Nous sommes tous conscients de la nécessité de faire évoluer cette gouvernance. Toutes les fédérations sportives sont confrontées à de nouveaux enjeux. La pratique sportive évolue, des investissements sont nécessaires. La politique en faveur des sportifs de haut niveau n’a pas encore trouvé son équilibre. Pour mener à bien ces chantiers, les fédérations doivent attirer de nouveaux profils, plus jeunes, plus entrepreneurs, plus féminins, plus internationaux dans leur approche.

Nous partageons donc votre ambition d’accompagner le renouvellement des dirigeants, madame la ministre, mais celui-ci ne peut être imposé contre le mouvement sportif, en faisant fi de la réalité de la situation des fédérations. Ces dernières ont renouvelé leurs dirigeants au printemps dernier. De nouveaux présidents ont été élus, qui sont parfois des présidentes. Certains ont d’ores et déjà indiqué qu’ils ne feraient qu’un ou deux mandats.

La nouvelle présidente du Comité national olympique et sportif français (CNOSF) a conduit une grande concertation avec l’ensemble du mouvement sportif, qui a permis d’établir qu’il n’y avait pas d’accord pour que les évolutions nécessaires soient imposées par le haut, c’est-à-dire par la loi, de manière autoritaire. Je crois qu’il faut entendre ce message et faire davantage confiance aux dirigeants du mouvement sportif. C’est le sens des amendements qui ont été adoptés en commission.

Oui à la parité intégrale quand elle est possible ! Donnons-nous seulement encore un peu de temps pour former les dirigeantes là où c’est nécessaire.

Oui à plus de démocratie dans le processus électoral, en donnant une place primordiale aux clubs, mais sans distinguer selon leur forme, pour tenir compte de la diversité d’organisation des fédérations.

Oui, enfin, au renouvellement des présidents, mais sans imposer des limitations qui n’existent pour aucun autre type d’associations.

Sur ces trois sujets, les propositions que nous formulons constituent un compromis crédible et réaliste entre votre ambition et le respect de l’autonomie du mouvement sportif.

Le quatrième sujet porte sur les garanties indispensables pour permettre d’accompagner le redressement du football professionnel.

J’en viens à la société commerciale, sujet qui a concentré beaucoup d’attention ces derniers jours. Je rappelle tout d’abord que nous sommes conscients de la situation dramatique que connaît le football français – j’allais dire « désespérée », mais elle ne l’est pas tout à fait justement, puisque la ligue a travaillé sur plusieurs projets pour redresser la barre et rétablir l’attractivité de sa compétition phare.

Qu’il n’y ait pas d’ambiguïté entre nous : nous sommes attachés à notre modèle français qui délègue aux ligues professionnelles l’organisation et la gestion du sport professionnel.

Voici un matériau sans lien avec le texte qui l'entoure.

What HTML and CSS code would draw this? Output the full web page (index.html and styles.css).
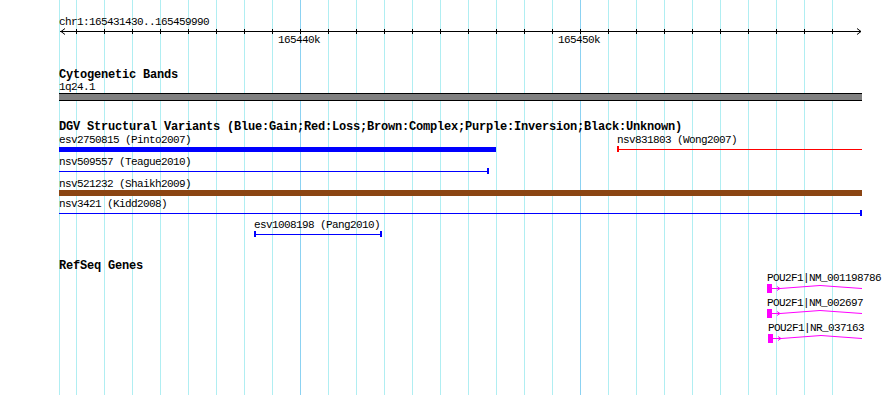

Nous n’envisageons pas de revenir sur cette répartition des rôles.

L’amendement adopté en commission permet de rappeler des principes et d’affirmer des valeurs. Dans notre modèle, c’est la fédération sportive qui doit rester garante de l’intérêt général et de l’avenir de la discipline, chacun aujourd’hui en convient. Le dialogue rétabli entre la fédération et la ligue a permis de réaffirmer cette évidence.

C’est pourquoi j’ai décidé de proposer en séance une nouvelle rédaction de l’article 10 bis A, qui tire les conséquences de nos échanges avec la fédération et la ligue. Cette nouvelle rédaction réaffirme le rôle de la fédération et prévoit sa participation dans les instances de la société commerciale ; en contrepartie, elle laisse la ligue assurer le fonctionnement de cette société. Cette nouvelle rédaction nous semble équilibrée et nous serons vigilants à ce que cela reste ainsi.

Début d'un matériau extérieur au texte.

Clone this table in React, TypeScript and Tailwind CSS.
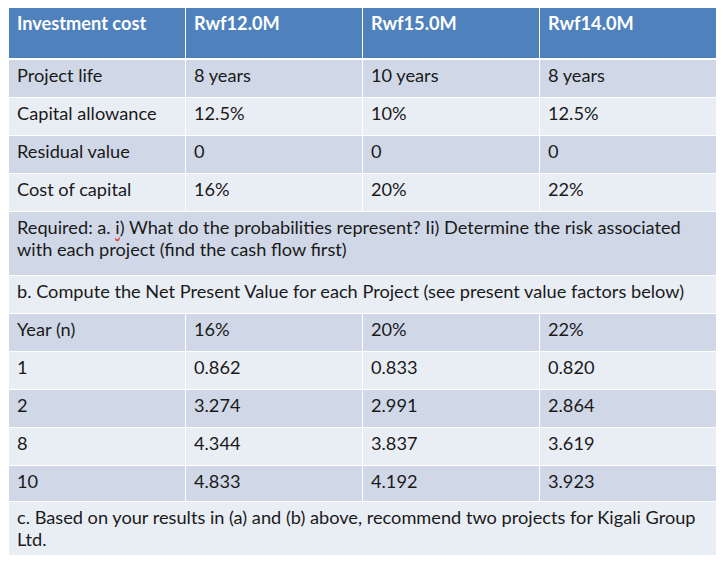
import React from "react"

const dark = "bg-[#d0d8e8]"
const light = "bg-[#e9edf4]"

type Row = { cells: string[]; tone: "dark" | "light"; h: string }

const topRows: Row[] = [
  { cells: ["Project life", "8 years", "10 years", "8 years"], tone: "dark", h: "h-[37px]" },
  { cells: ["Capital allowance", "12.5%", "10%", "12.5%"], tone: "light", h: "h-[37px]" },
  { cells: ["Residual value", "0", "0", "0"], tone: "dark", h: "h-[37px]" },
  { cells: ["Cost of capital", "16%", "20%", "22%"], tone: "light", h: "h-[37px]" },
]

const factorRows: Row[] = [
  { cells: ["Year (n)", "16%", "20%", "22%"], tone: "dark", h: "h-[37px]" },
  { cells: ["1", "0.862", "0.833", "0.820"], tone: "light", h: "h-[37px]" },
  { cells: ["2", "3.274", "2.991", "2.864"], tone: "dark", h: "h-[37px]" },
  { cells: ["8", "4.344", "3.837", "3.619"], tone: "light", h: "h-[37px]" },
  { cells: ["10", "4.833", "4.192", "3.923"], tone: "dark", h: "h-[35px]" },
]

function DataRow({ row }: { row: Row }) {
  const bg = row.tone === "dark" ? dark : light
  return (
    <div className={`grid grid-cols-[176px_176px_176px_176px] gap-x-px ${row.h}`}>
      {row.cells.map((c, i) => (
        <div key={i} className={`${bg} px-2 pt-[4px]`}>
          {c}
        </div>
      ))}
    </div>
  )
}

export default function App() {
  return (
    <div className="w-[723px] h-[562px] bg-white pt-2 pl-[9px] text-[18.2px] leading-[22px] text-[#1a1a1a] font-['Lato','Open_Sans',sans-serif]">
      <div className="w-[707px] flex flex-col gap-y-px">
        {/* header */}
        <div className="grid grid-cols-[176px_176px_176px_176px] gap-x-px h-[50px] mb-px">
          {["Investment cost", "Rwf12.0M", "Rwf15.0M", "Rwf14.0M"].map((c) => (
            <div key={c} className="bg-[#4f81bd] px-2 pt-[4px] font-bold text-white">
              {c}
            </div>
          ))}
        </div>

        {topRows.map((r) => (
          <DataRow key={r.cells[0]} row={r} />
        ))}

        <div className={`${dark} h-[63px] px-2 pt-[4px]`}>
          Required: a. <span className="underline decoration-wavy decoration-[#e04040]">i</span>) What do the
          probabilities represent? Ii) Determine the risk associated with each project (find the cash flow first)
        </div>

        <div className={`${light} h-[37px] px-2 pt-[4px]`}>
          b. Compute the Net Present Value for each Project (see present value factors below)
        </div>

        {factorRows.map((r) => (
          <DataRow key={r.cells[0]} row={r} />
        ))}

        <div className={`${light} h-[53px] px-2 pt-[4px]`}>
          c. Based on your results in (a) and (b) above, recommend two projects for Kigali Group Ltd.
        </div>
      </div>
    </div>
  )
}
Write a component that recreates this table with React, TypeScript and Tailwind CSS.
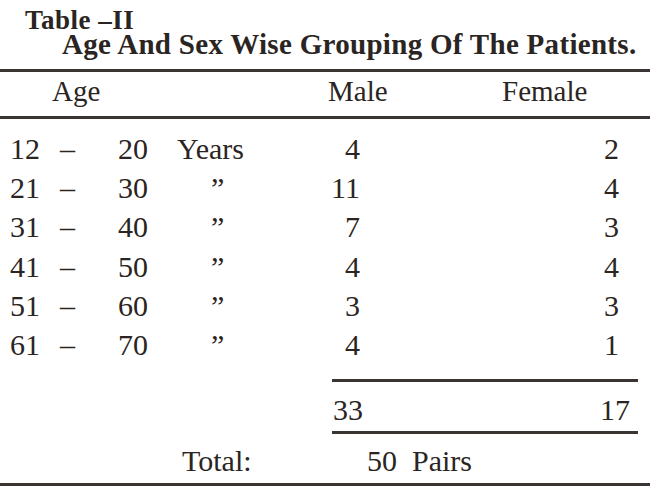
const rows = [
  { from: "12", to: "20", unit: "Years", male: "4", female: "2" },
  { from: "21", to: "30", unit: "”", male: "11", female: "4" },
  { from: "31", to: "40", unit: "”", male: "7", female: "3" },
  { from: "41", to: "50", unit: "”", male: "4", female: "4" },
  { from: "51", to: "60", unit: "”", male: "3", female: "3" },
  { from: "61", to: "70", unit: "”", male: "4", female: "1" },
];

const Rule = ({ className = "" }: { className?: string }) => (
  <div className={`h-[3px] bg-[#3a3532] ${className}`} />
);

export default function App() {
  return (
    <div className="w-[650px] h-[503px] bg-white text-[#2a2522] font-['Liberation_Serif',serif] overflow-hidden">
      <div className="pt-[8px] pl-[25px] text-[27px] font-bold leading-[24px] tracking-[0.5px]">
        Table –II
      </div>
      <div className="pl-[62px] text-[29px] font-bold leading-[24px] tracking-[0.3px]">
        Age And Sex Wise Grouping Of The Patients.
      </div>

      <Rule className="mt-[13px]" />

      <div className="flex text-[29px] leading-[39px]">
        <span className="w-[328px] pl-[52px]">Age</span>
        <span className="w-[174px]">Male</span>
        <span>Female</span>
      </div>

      <Rule className="mt-[5px]" />

      <div className="pt-[10px]">
        {rows.map((r) => (
          <div key={r.from} className="flex pl-[10px] text-[30px] leading-[39.2px]">
            <span className="w-[50px]">{r.from}</span>
            <span className="w-[58px]">–</span>
            <span className="w-[59px]">{r.to}</span>
            <span className={`w-[117px] ${r.unit === "Years" ? "" : "pl-[34px]"}`}>{r.unit}</span>
            <span className="w-[66px] text-right">{r.male}</span>
            <span className="w-[259px] text-right">{r.female}</span>
          </div>
        ))}
      </div>

      <div className="ml-[332px] w-[306px]">
        <Rule className="mt-[15px]" />
        <div className="mt-[8px] flex justify-between pl-[1px] pr-[8px] text-[30px] leading-[39.2px]">
          <span>33</span>
          <span>17</span>
        </div>
        <Rule className="mt-[2px]" />
      </div>

      <div className="mt-[7px] flex text-[30px] leading-[39.2px]">
        <span className="w-[367px] pl-[182px]">Total:</span>
        <span>50</span>
        <span className="ml-[15px]">Pairs</span>
      </div>

      <Rule className="mt-[2px]" />
    </div>
  );
}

En conclusion, mes chers collègues, je pense que l’ensemble des sénateurs, toutes sensibilités politiques confondues, ont participé au renforcement réel de ce texte. Je remercie le président de la commission de la culture Laurent Lafon, qui s’est fortement impliqué dans la construction de ce texte. Je sais aussi que le mouvement sportif a été sensible à votre engagement collectif.

Madame la ministre, j’espère que, sur la très grande majorité de nos propositions, le Gouvernement et votre majorité nous suivront.